ART=/workspace/.strix-source-aware
mkdir -p "$ART"

semgrep scan --config p/default --config p/golang --config p/secrets \
  --metrics=off --json --output "$ART/semgrep.json" .
# Build deterministic AST targets from semgrep scope (no hardcoded path guessing)
python3 - <<'PY'
import json
from pathlib import Path

art = Path("/workspace/.strix-source-aware")
semgrep_json = art / "semgrep.json"
targets_file = art / "sg-targets.txt"

try:
    data = json.loads(semgrep_json.read_text(encoding="utf-8"))
except Exception:
    targets_file.write_text("", encoding="utf-8")
    raise

scanned = data.get("paths", {}).get("scanned") or []
if not scanned:
    scanned = sorted(
        {
            r.get("path")
            for r in data.get("results", [])
            if isinstance(r, dict) and isinstance(r.get("path"), str) and r.get("path")
        }
    )

bounded = scanned[:4000]
targets_file.write_text("".join(f"{p}\n" for p in bounded), encoding="utf-8")
print(f"sg-targets: {len(bounded)}")
PY
xargs -r -n 200 sg run --pattern '$F($$$ARGS)' --json=stream < "$ART/sg-targets.txt" \
  > "$ART/ast-grep.json" 2> "$ART/ast-grep.log" || true
gitleaks detect --source . --report-format json --report-path "$ART/gitleaks.json" || true
trufflehog filesystem --no-update --json --no-verification . > "$ART/trufflehog.json" || true
# Keep trivy focused on vuln/misconfig (secrets already covered above) and increase timeout for large repos
trivy fs --scanners vuln,misconfig --timeout 30m --offline-scan \
  --format json --output "$ART/trivy-fs.json" . || true

If one tool is skipped or fails, record that in the shared wiki note along with the reason.

Semgrep First Pass

Use Semgrep as the default static triage pass:

# Preferred deterministic profile set (works with --metrics=off)
semgrep scan --config p/default --config p/golang --config p/secrets \
  --metrics=off --json --output /workspace/.strix-source-aware/semgrep.json .

# If you choose auto config, do not combine it with --metrics=off
semgrep scan --config auto --json --output /workspace/.strix-source-aware/semgrep-auto.json .

If diff scope is active, restrict to changed files first, then expand only when needed.

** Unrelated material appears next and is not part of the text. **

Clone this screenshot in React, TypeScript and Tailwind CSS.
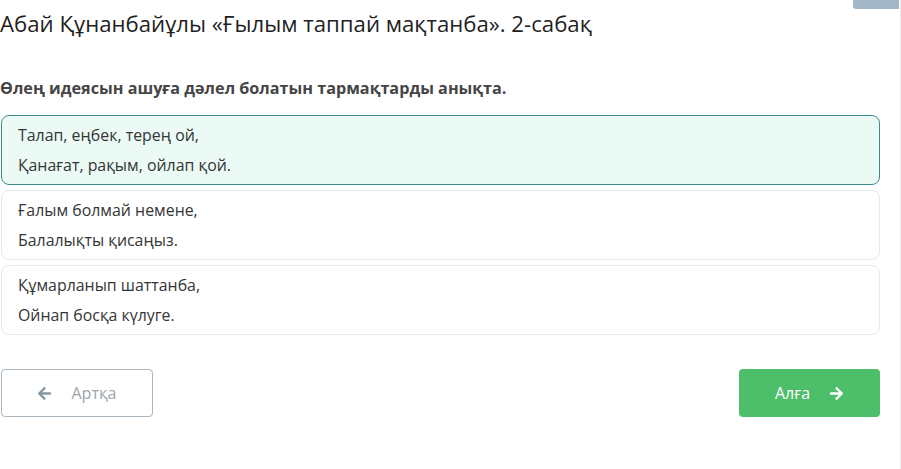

AST-Grep Structural Mapping

Use sg for structure-aware code hunting:

# Ruleless structural pass over deterministic target list (no sgconfig.yml required)
xargs -r -n 200 sg run --pattern '$F($$$ARGS)' --json=stream \
  < /workspace/.strix-source-aware/sg-targets.txt \
  > /workspace/.strix-source-aware/ast-grep.json 2> /workspace/.strix-source-aware/ast-grep.log || true

Target high-value patterns such as:

  • missing auth checks near route handlers
  • dynamic command/query construction
  • unsafe deserialization or template execution paths
  • file and path operations influenced by user input

Tree-Sitter Assisted Repo Mapping

Use tree-sitter CLI for syntax-aware parsing when grep-level mapping is noisy:

tree-sitter parse -q <file>

Use outputs to improve route/symbol/sink maps for subsequent targeted scans.

Secret and Supply Chain Coverage

Detect hardcoded credentials:

gitleaks detect --source . --report-format json --report-path /workspace/.strix-source-aware/gitleaks.json
trufflehog filesystem --json . > /workspace/.strix-source-aware/trufflehog.json

Run repository-wide dependency and config checks:

trivy fs --scanners vuln,misconfig --timeout 30m --offline-scan \
  --format json --output /workspace/.strix-source-aware/trivy-fs.json . || true

Converting Static Signals Into Exploits

  1. Rank candidates by impact and exploitability.
  2. Trace source-to-sink flow for top candidates.
  3. Build dynamic PoCs that reproduce the suspected issue.
  4. Report only after dynamic validation succeeds.

Wiki Update Template

Keep one wiki note per repository and update these sections:

## Architecture
## Entrypoints
## AuthN/AuthZ
## High-Risk Sinks
## Static Findings Summary
## Dynamic Validation Follow-Ups

Before agent_finish, make one final update_note call to capture:

  • scanner artifacts and paths
  • top validated/invalidated hypotheses
  • concrete dynamic follow-up tasks

Anti-Patterns

  • Do not treat scanner output as final truth.
  • Do not spend full cycles on low-signal pattern matches.
  • Do not report source-only findings without validation evidence.
  • Do not create multiple wiki notes for the same repository when one already exists.